The problem that rebel tribesmen have posed to the Governments in Burma, Laos and Thailand are sufficiently well known to need a detailed reference here. On the whole it is difficult to disagree with the view of the Singapore Foreign Minister, Mr. S. Rajaratnam, that while the 1950s were an “age of confidence”, the 1960s have become an “age of disillusionment” for South-East Asia. The 1970s may well turn out to be a decade of deep turmoil and crisis throughout the region.

It is easier to state the problem than to suggest a viable solution. But it is legitimate to say that the talk of economic co-operation and development has little relevance to the critical problem of nation-building, political stability and peace in the region.
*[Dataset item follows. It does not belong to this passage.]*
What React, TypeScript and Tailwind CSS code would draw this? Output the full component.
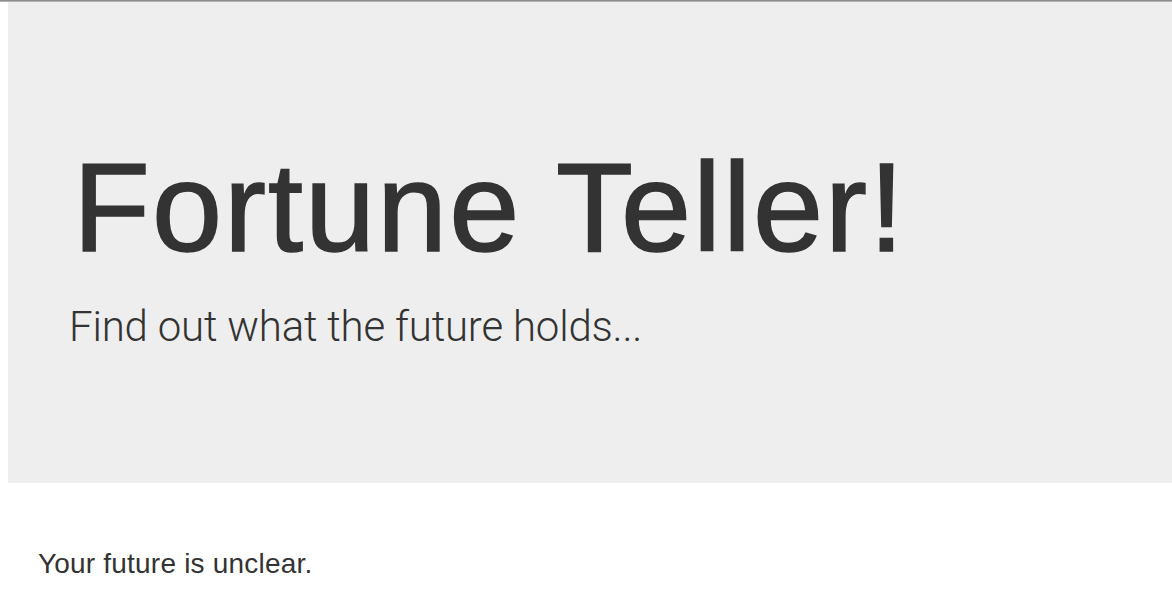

Regional economic co-operation is desirable by itself. It can help reduce the dependence of the countries concerned on outside assistance and to promote trade among them. It may even make some difference to their rate of growth. But it cannot produce political stability because it cannot reconcile diverse races and tribes to each other and it cannot check the expansionist drives of China, North Viet Nam and so on. Contrary to popular belief, the process of modernisation and economic growth aggravates communal consciousness. Our own experience should serve as a warning against easy optimism on the consequences of modernisation. That instability is a necessary price to pay for modernity is a different matter which does not concern us here.

There is no escape from this painful process for any traditional and plural society wanting to enter the modern age. After having poured in billions of dollars into the region the United States has failed to ensure that change in South-East Asia will be peaceful and gradual.

The new policy which is now being shaped and implemented may help Washington to cut its losses and reduce its future commitments. But in plain terms it amounts to an acknowledgement that it is in no position to determine the course of events. President Nixon’s talk of honouring existing commitments, of a willingness to provide training and arms for anti-guerilla struggles and of the United States not being indifferent to overt Chinese aggression, cannot cover up this unpleasant fact.